Experimental study of HFE-7000 flow boiling heat transfer and pressure drop in a mini channel heat sink for high-power defense applications

Official URL: https://dx.doi.org/10.1109/ITherm55375.2024.10709505

Computing technology demands high-performance cooling systems for defense applications due to the high-power consumption. While controlling temperature distribution and flow fluctuations under high heat flux conditions presents a significant challenge, there exist limited experimental analyses addressing the impact of flow boiling heat transfer on temperature distribution and flow patterns within uniformly heated microchannels. The primary objective of this study is to dissipate elevated heat fluxes using two-phase flow boiling of dielectric fluid.

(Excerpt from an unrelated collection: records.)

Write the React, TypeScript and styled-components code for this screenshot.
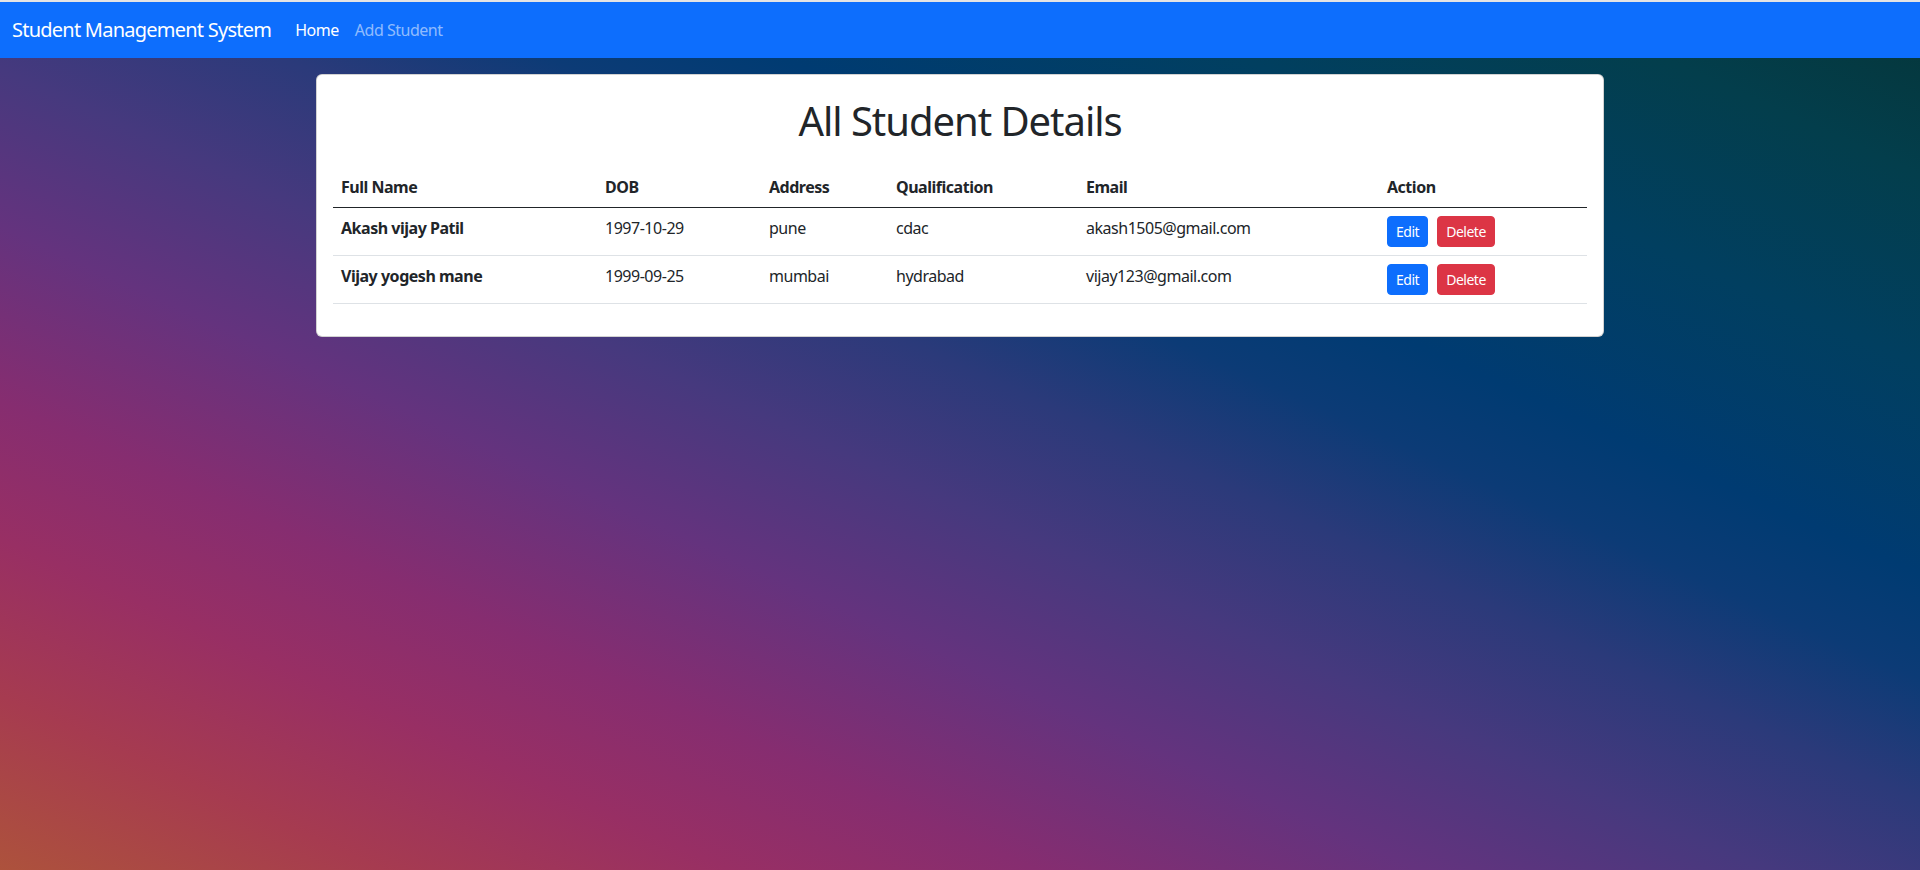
import React from "react";
import styled, { createGlobalStyle } from "styled-components";

const GlobalStyle = createGlobalStyle`
  html, body {
    margin: 0;
    padding: 0;
  }
  body {
    font-family: "Segoe UI", "Noto Sans", "Open Sans", Arial, sans-serif;
    color: #212529;
    font-size: 16px;
    line-height: 1.5;
    letter-spacing: -0.03em;
  }
  * { box-sizing: border-box; }
`;

const Page = styled.div`
  min-height: 100vh;
  border-top: 2px solid #e4e4e4;
  background-image: linear-gradient(
    to right top,
    #ad523c 0%,
    #a63b50 10%,
    #982f64 19%,
    #862d70 27%,
    #64337e 37%,
    #46397e 46%,
    #2b3a7a 54%,
    #0c3b76 61%,
    #003b72 67%,
    #013f60 79%,
    #033e4c 90%,
    #053538 100%
  );
  background-attachment: fixed;
`;

const NavBar = styled.nav`
  height: 56px;
  background: #0d6efd;
  display: flex;
  align-items: center;
  padding: 8px 12px;
`;

const Brand = styled.a`
  font-size: 20px;
  line-height: 30px;
  padding: 5px 0;
  margin-right: 16px;
  color: #ffffff;
  text-decoration: none;
  white-space: nowrap;
  letter-spacing: -0.038em;
`;

const NavList = styled.div`
  display: flex;
  align-items: center;
`;

const NavLink = styled.a<{ $active?: boolean }>`
  padding: 8px;
  font-size: 16px;
  line-height: 24px;
  color: ${(p) => (p.$active ? "#ffffff" : "rgba(255, 255, 255, 0.55)")};
  text-decoration: none;
  white-space: nowrap;
`;

const Main = styled.main`
  width: 1288px;
  margin: 16px auto 0;
`;

const Card = styled.section`
  background: #ffffff;
  border: 1px solid rgba(0, 0, 0, 0.175);
  border-radius: 6px;
  padding: 16px;
`;

const Title = styled.h1`
  margin: 6px 0 22px;
  text-align: center;
  font-size: 40px;
  line-height: 48px;
  font-weight: 400;
  color: #212529;
  letter-spacing: -0.026em;
`;

const Table = styled.table`
  width: 100%;
  border-collapse: collapse;
  table-layout: fixed;
  margin-bottom: 16px;
  vertical-align: top;
`;

const Col = styled.col<{ $w: number }>`
  width: ${(p) => p.$w}px;
`;

const HeadCell = styled.th`
  text-align: left;
  padding: 8px;
  font-weight: 700;
  font-size: 16px;
  line-height: 24px;
  border-bottom: 1px solid #212529;
  vertical-align: top;
`;

const Row = styled.tr`
  border-bottom: 1px solid #dee2e6;
`;

const NameCell = styled.th`
  text-align: left;
  padding: 8px;
  font-weight: 700;
  font-size: 16px;
  line-height: 24px;
  vertical-align: top;
`;

const Cell = styled.td`
  padding: 8px;
  font-size: 16px;
  line-height: 24px;
  vertical-align: top;
`;

const Actions = styled.div`
  display: flex;
  gap: 9px;
`;

const Button = styled.button<{ $variant: "primary" | "danger" }>`
  font-family: inherit;
  letter-spacing: inherit;
  font-size: 14px;
  line-height: 21px;
  padding: 4px 8px;
  border-radius: 4px;
  color: #ffffff;
  cursor: pointer;
  background: ${(p) => (p.$variant === "primary" ? "#0d6efd" : "#dc3545")};
  border: 1px solid ${(p) => (p.$variant === "primary" ? "#0d6efd" : "#dc3545")};
`;

type Student = {
  name: string;
  dob: string;
  address: string;
  qualification: string;
  email: string;
};

const students: Student[] = [
  {
    name: "Akash vijay Patil",
    dob: "1997-10-29",
    address: "pune",
    qualification: "cdac",
    email: "akash1505@gmail.com",
  },
  {
    name: "Vijay yogesh mane",
    dob: "1999-09-25",
    address: "mumbai",
    qualification: "hydrabad",
    email: "vijay123@gmail.com",
  },
];

const widths = [264, 164, 127, 190, 301, 208];
const headers = ["Full Name", "DOB", "Address", "Qualification", "Email", "Action"];

export default function App() {
  return (
    <>
      <GlobalStyle />
      <Page>
        <NavBar>
          <Brand href="#">Student Management System</Brand>
          <NavList>
            <NavLink $active href="#">Home</NavLink>
            <NavLink href="#">Add Student</NavLink>
          </NavList>
        </NavBar>
        <Main>
          <Card>
            <Title>All Student Details</Title>
            <Table>
              <colgroup>
                {widths.map((w, i) => (
                  <Col key={i} $w={w} />
                ))}
              </colgroup>
              <thead>
                <tr>
                  {headers.map((h) => (
                    <HeadCell key={h}>{h}</HeadCell>
                  ))}
                </tr>
              </thead>
              <tbody>
                {students.map((s) => (
                  <Row key={s.email}>
                    <NameCell scope="row">{s.name}</NameCell>
                    <Cell>{s.dob}</Cell>
                    <Cell>{s.address}</Cell>
                    <Cell>{s.qualification}</Cell>
                    <Cell>{s.email}</Cell>
                    <Cell>
                      <Actions>
                        <Button $variant="primary">Edit</Button>
                        <Button $variant="danger">Delete</Button>
                      </Actions>
                    </Cell>
                  </Row>
                ))}
              </tbody>
            </Table>
          </Card>
        </Main>
      </Page>
    </>
  );
}
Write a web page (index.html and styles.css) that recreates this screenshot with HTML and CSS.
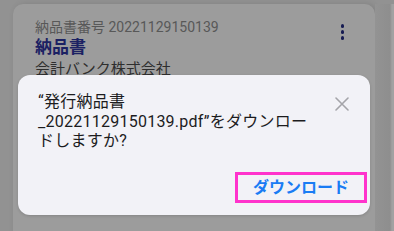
FILE: index.html
```html
<!DOCTYPE html>
<html lang="ja">
<head>
<meta charset="utf-8">
<link rel="stylesheet" href="styles.css">
</head>
<body>
<div class="screen">
  <div class="card">
    <div class="card-head">
      <div class="card-info">
        <div class="doc-no">納品書番号 20221129150139</div>
        <div class="doc-title">納品書</div>
        <div class="doc-company">会計バンク株式会社</div>
      </div>
      <div class="kebab"><span></span><span></span><span></span></div>
    </div>
  </div>
  <div class="edge"></div>
</div>
<div class="dialog">
  <div class="dialog-body">
    <p class="message">“発行納品書<br>_20221129150139.pdf”をダウンロー<br>ドしますか?</p>
    <svg class="close" width="14" height="14" viewBox="0 0 14 14"><path d="M1 1 L13 13 M13 1 L1 13" stroke="#a4a4a9" stroke-width="1.6" stroke-linecap="round" fill="none"/></svg>
  </div>
  <div class="dialog-actions">
    <button class="download">ダウンロード</button>
  </div>
</div>
</body>
</html>
```

FILE: styles.css
```css
* { box-sizing: border-box; }
html, body { margin: 0; padding: 0; }
body {
  width: 394px;
  height: 231px;
  overflow: hidden;
  background: #929292;
  font-family: "Roboto", "Noto Sans CJK JP", sans-serif;
  position: relative;
}
.screen {
  display: flex;
  padding: 4px 0 0 13px;
  height: 231px;
  overflow: hidden;
}
.card {
  width: 362px;
  height: 240px;
  background: #9c9c9c;
  border-radius: 10px;
  box-shadow: 2px 0 6px rgba(0,0,0,0.12);
  padding: 14px 0 0 22px;
}
.edge {
  flex: 1;
  background: linear-gradient(to right, #939393 0, #8e8e8e 15px, #a2a2a2 17px);
}
.card-head {
  display: flex;
  justify-content: space-between;
}
.doc-no {
  font-size: 14px;
  line-height: 18px;
  color: #585858;
}
.doc-title {
  font-size: 17px;
  line-height: 22px;
  font-weight: 700;
  color: #1b2163;
}
.doc-company {
  font-size: 15px;
  line-height: 20px;
  color: #2e2e2e;
  margin-top: 1px;
}
.kebab {
  display: flex;
  flex-direction: column;
  gap: 2.5px;
  margin: 6px 31px 0 0;
}
.kebab span {
  width: 3.5px;
  height: 3.5px;
  border-radius: 50%;
  background: #161b52;
}
.dialog {
  position: absolute;
  left: 18px;
  top: 75px;
  width: 352px;
  height: 140px;
  background: #f2f2f7;
  border-radius: 12px;
  box-shadow: 0 1px 3px rgba(0,0,0,0.15);
  display: flex;
  flex-direction: column;
}
.dialog-body {
  display: flex;
  justify-content: space-between;
  padding: 17px 21px 0 20px;
}
.message {
  margin: 0;
  font-size: 16px;
  line-height: 19.5px;
  letter-spacing: 0.25px;
  color: #1c1c1e;
  white-space: nowrap;
}
.close {
  margin-top: 5px;
}
.dialog-actions {
  display: flex;
  justify-content: flex-end;
  margin-top: auto;
  padding: 0 3px 12px 0;
}
.download {
  width: 132px;
  height: 31px;
  border: 3px solid #ff33cc;
  background: transparent;
  color: #1a7cf4;
  font-family: "Roboto", "Noto Sans CJK JP", sans-serif;
  font-size: 16px;
  font-weight: 700;
  padding: 0;
  line-height: 25px;
}
```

The experimental investigation focuses on flow boiling heat transfer performance in a multi-channel Aluminum heat sink with 8 hotspots subjected to uniform heating. The flow boiling of HFE-7000 engineered fluid at the mass flux of 500 kg/m2s was investigated in a mini channel with a cross-section of (14 x 3 mm2) divided into three regions by two subchannels and machined staggered elliptical pins with 3mm height (No tip clearance) on each hotspot and distribution pins at the channel inlet. The collected data from temperature and pressure sensors and flow rate were used to assess the heat transfer performance during the experiments. Additionally, High-Speed Camera recordings of flow visualization were analyzed to investigate variations in the heat transfer coefficient along the length of the channel. The temperature and flow instabilities were discussed for the input power of 678 W.